Two separate entry points both read from the same parquet layer:

02_Pipeline/pipeline.py  →  01_Data/processed/*.parquet  ←  krff/db.py
                                                          ←  krff/data_access.py
03_Analysis/run_*.py     →  03_Analysis/*.csv

app.py (FastAPI)  →  krff/mcp_server.py  →  10 tools over parquets + CSVs
cli.py (krff)     →  krff/* thin wrappers

krff/db.py is the canonical query layer. Do not read parquets directly with pd.read_parquet in new code — use db.read_table() or data_access.load_parquet() so path resolution and DuckDB registration are consistent.


Working notes (regulatory analysis, legal compliance research, or anything else not appropriate for this public repo) belong in the gitignored working directory of the coordination hub. Engineering docs (API patterns, test strategies, run logs) stay here.


NEVER commit to this repo

This repository is public. Before staging or writing any new file, check the list below. If the content matches any item, route it to the gitignored working directory of the coordination hub instead, NOT to this repo.

Hard NO list:

  1. Any API key, token, or credential — even a truncated fingerprint. This includes Anthropic key fingerprints (sk-ant-...), AWS keys (AKIA...), GitHub tokens (ghp_...), DART/SEIBRO/KFTC API keys, FRED keys. Even partial / display-truncated keys (e.g. "sk-ant-api03-...XXXX") leak the org-to-key linkage and must not be committed.
  2. Payment / billing data of any kind. Card numbers (full or last-four), invoice IDs, receipt numbers, order numbers, billing-portal URLs, Stripe/Anthropic/PayPal account states, monthly-spend caps, credit balances.
  3. Vendor support correspondence. Subject lines, body text, ticket IDs, or summaries of correspondence with Anthropic / GitHub / Vercel / DART / any vendor's support team.
  4. Named third-party outreach targets. Specific company names, hedge-fund names, audit-firm names, regulator-individual names appearing in a planning, pitch, or outreach context. Engineering content discussing Korean financial institutions in a neutral domain context (e.g. "DART is the FSS disclosure system") is fine; planning text naming them as a sales target is not.
  5. Commercial-positioning memos. Documents discussing buyer segments, monetization models, pricing strategy, competitor analysis, market positioning, or go-to-market plans. Research methodology and technical roadmaps are fine; commercial strategy is not.
  6. Files matching the leak-prevention .gitignore patterns (*_prep.md, _billing, _outreach, _strategy, _positioning, _pricing, _buyer, _pitch, product_direction.md, etc.). If you find yourself wanting to write a file with one of these names, that is a signal that the content belongs in the hub working directory.

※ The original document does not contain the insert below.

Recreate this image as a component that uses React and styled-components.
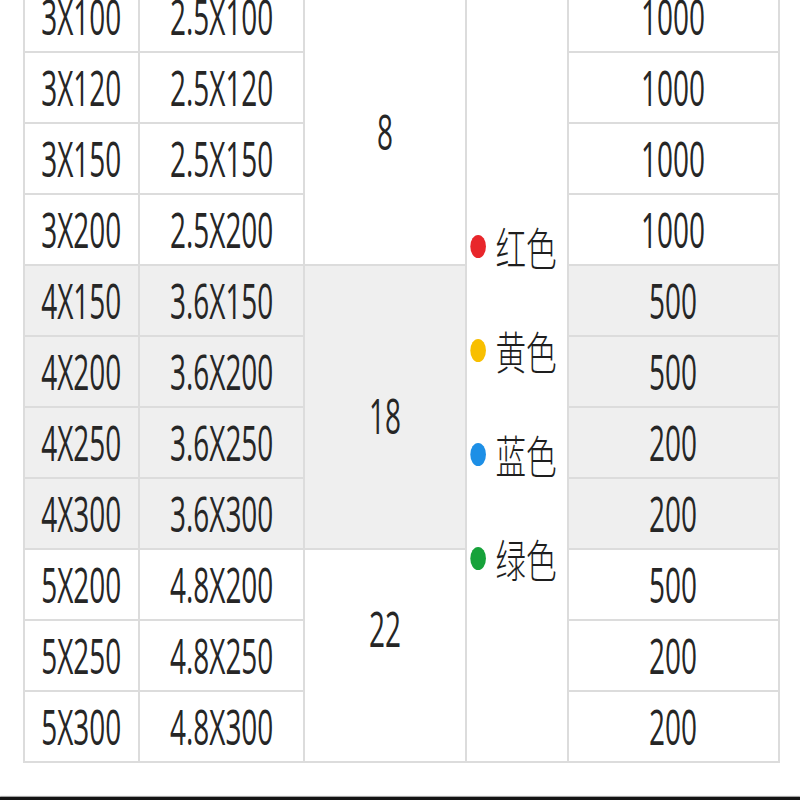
import React from "react";
import styled, { createGlobalStyle } from "styled-components";

const GlobalStyle = createGlobalStyle`
  html, body {
    margin: 0;
    padding: 0;
    background: #ffffff;
  }
`;

const rows = [
  { size: "3X100", inner: "2.5X100", qty: "1000" },
  { size: "3X120", inner: "2.5X120", qty: "1000" },
  { size: "3X150", inner: "2.5X150", qty: "1000" },
  { size: "3X200", inner: "2.5X200", qty: "1000" },
  { size: "4X150", inner: "3.6X150", qty: "500", shade: true },
  { size: "4X200", inner: "3.6X200", qty: "500", shade: true },
  { size: "4X250", inner: "3.6X250", qty: "200", shade: true },
  { size: "4X300", inner: "3.6X300", qty: "200", shade: true },
  { size: "5X200", inner: "4.8X200", qty: "500" },
  { size: "5X250", inner: "4.8X250", qty: "200" },
  { size: "5X300", inner: "4.8X300", qty: "200" },
];

// merged cells of the third column; shift nudges the number off-centre
const groups = [
  { value: "8", start: 1, span: 4, shift: 8 },
  { value: "18", start: 5, span: 4, shift: 8, shade: true },
  { value: "22", start: 9, span: 3, shift: -27 },
];

const colors = [
  { name: "红色", dot: "#e8262b" },
  { name: "黄色", dot: "#f8bf00" },
  { name: "蓝色", dot: "#1d8fe6" },
  { name: "绿色", dot: "#16a23a" },
];

const Page = styled.div`
  height: 800px;
  overflow: hidden;
  display: flex;
  flex-direction: column;
  justify-content: space-between;
`;

const Table = styled.div`
  margin: -18px 0 0 23px;
  width: 755px;
  display: grid;
  grid-template-columns: 115px 165px 162px 102px 211px;
  grid-template-rows: repeat(11, 71px);
  border-left: 2px solid #dcdcdc;
  box-sizing: border-box;
`;

const Cell = styled.div`
  grid-column: ${(p) => p.col};
  grid-row: ${(p) => p.row} / span ${(p) => p.span || 1};
  background: ${(p) => (p.shade ? "#efefef" : "#ffffff")};
  border-right: 2px solid #dcdcdc;
  border-bottom: 2px solid #dcdcdc;
  box-sizing: border-box;
  display: flex;
  align-items: center;
  justify-content: center;
  padding-top: ${(p) => (p.shift > 0 ? p.shift * 2 : 0)}px;
  padding-bottom: ${(p) => (p.shift < 0 ? -p.shift * 2 : 0)}px;
`;

const Value = styled.span`
  display: inline-block;
  font-family: "Open Sans", "Noto Sans", sans-serif;
  font-weight: 400;
  font-size: 49px;
  line-height: 49px;
  color: #262626;
  white-space: nowrap;
  transform: scaleX(0.57);
`;

const ColorList = styled.div`
  grid-column: 4;
  grid-row: 1 / span 11;
  border-right: 2px solid #dcdcdc;
  border-bottom: 2px solid #dcdcdc;
  box-sizing: border-box;
  background: #ffffff;
  display: flex;
  flex-direction: column;
  align-items: center;
  gap: 58px;
  padding-top: 241px;
`;

const ColorLabel = styled.div`
  display: flex;
  align-items: center;
  gap: 14px;
  height: 46px;
  transform: scaleX(0.68);
  margin-left: -8px;
  font-family: "Noto Sans CJK SC", sans-serif;
  font-weight: 300;
  font-size: 45px;
  color: #1e1e1e;
  white-space: nowrap;
`;

const Dot = styled.span`
  width: 23px;
  height: 23px;
  border-radius: 50%;
  background: ${(p) => p.color};
  flex: none;
`;

const BottomBar = styled.div`
  height: 3px;
  background: #141414;
  box-shadow: 0 -1px 1px #9a9a9a;
`;

export default function App() {
  return (
    <>
      <GlobalStyle />
      <Page>
        <Table>
          {rows.map((r, i) => (
            <React.Fragment key={r.size}>
              <Cell col={1} row={i + 1} shade={r.shade}>
                <Value>{r.size}</Value>
              </Cell>
              <Cell col={2} row={i + 1} shade={r.shade}>
                <Value>{r.inner}</Value>
              </Cell>
              <Cell col={5} row={i + 1} shade={r.shade}>
                <Value>{r.qty}</Value>
              </Cell>
            </React.Fragment>
          ))}
          {groups.map((g) => (
            <Cell key={g.value} col={3} row={g.start} span={g.span} shade={g.shade} shift={g.shift}>
              <Value>{g.value}</Value>
            </Cell>
          ))}
          <ColorList>
            {colors.map((c) => (
              <ColorLabel key={c.name}>
                <Dot color={c.dot} />
                {c.name}
              </ColorLabel>
            ))}
          </ColorList>
        </Table>
        <BottomBar />
      </Page>
    </>
  );
}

When in doubt: put the content in the hub working directory (gitignored), not this repo. It is always safe to add later. It is expensive to remove after force-pushing — orphaned commits remain resolvable on GitHub for weeks.

GitHub Push Protection is enabled on this repo and will reject pushes containing well-known credential patterns. That is a backstop, not the primary defense — write-time discipline is.